Pin It Over the course of my many years on this planet, I have come to realize that vast amounts of power hidden away in the little things—those seemingly insignificant moments which come and go in the breadth of a heartbeat. Even as I ponder over this thought, I find myself magically whisked back nearly twelve years ago; back to the days before I was a certified teacher; back to when I was working with other teachers’ students at Finch Elementary School.
I had started working at this particular school during my freshman year of college, and my job took me to many different classrooms and assignments; however, it wasn’t long before I came to find a favorite place in which to work: Mrs. Berger’s second grade.
I simply loved working with these kids; while I was helping them read or assisting with Math, the day would seem to fly. Unfortunately, no matter where one likes to be, this is not always the place where they are assigned, and it wasn’t long before I found myself scheduled to work in the learning lab.
The lab was not a bad place—in fact, I came to know some of the students there very well; however, I spent most of my time filing papers, grading assessments, organizing and compiling information, as well as a host of other duties which were far less meaningful than working with the kids.
In this lab I soon became very well acquainted with the dreaded “in” box. I hated this box, simply from the fact that no matter how hard I’d worked the day before, and no matter how empty it was when I left at the end of a shift, the next day it would be heaping again. Each day that I came I’d feel a veritable weight settle upon me as I looked at the huge pile of daunting things yet waiting to be done. In reality, it was all of the things the teachers themselves did not want to do—the unpleasant jobs.

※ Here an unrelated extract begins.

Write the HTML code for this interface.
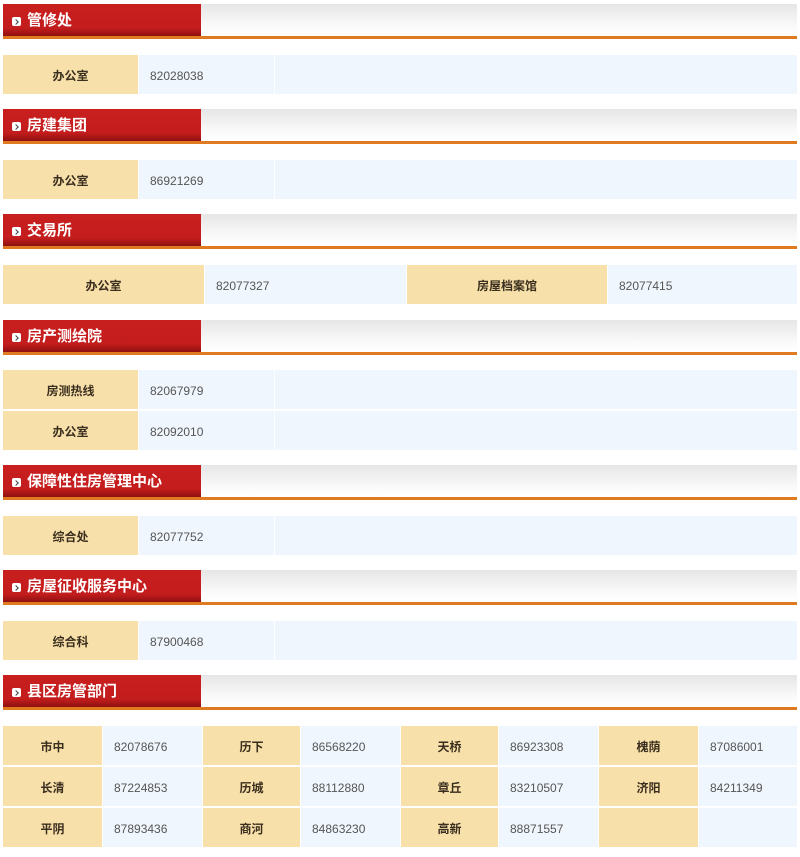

Day in and day out over the months of the school year, the “in” box and I had set a pattern: I’d dwindle it down in my hours of time, and magically overnight it would refill itself up again; seeming to laugh reproachfully at me the next day when I arrived.
It was literally sickening.
I’d been working at Finch Elementary for quite some time by now; the snow had melted and the birds were returning from their migratory trips southward. It was a cool April day when I arrived—I’d been smiling and had felt happy—but now I could feel the weight settling upon me. I moved my concrete feet to the table where I worked and took the first few items from the “in” box and sat down to complete them. As I began the arduous tasks before me, I noticed a bright orange sticky note attached to the top page.
I sat there staring at this small piece of paper for very nearly a minute; reading and rereading over that simple little message that one of the lab teachers had written. I checked the back of the note; there was no name. I looked around the room, but there wasn’t any recognition from the teachers that I was even there...yet someone was aware.
I looked back at the note.
As I stared at that little piece of paper, something inside of me changed; no longer did that “in” box seem quite so unfriendly, nor did the tasks inside of it seem so mundane. And it was all from the simple fact that somebody—I don’t know who—noticed a young college student who was there every day, whether or not he liked it, and appreciated what it was he was doing.
It was Margaret Lindsey who so eloquently penned the words:
The little things are most worthwhile—
A quiet word, a look, a smile,
A listening ear that’s quick to share
Another’s thoughts, another’s care...
Although sometimes they may seem quite small,
These little things mean most of all.
There was so much power in that little, orange sticky note—a note I put into my planner and have saved for the past twelve years. I have come to realize since that time that is really those little, seemingly insignificant things that we do that can make the biggest difference in the lives of those around us.
May we all remember the power of the little things.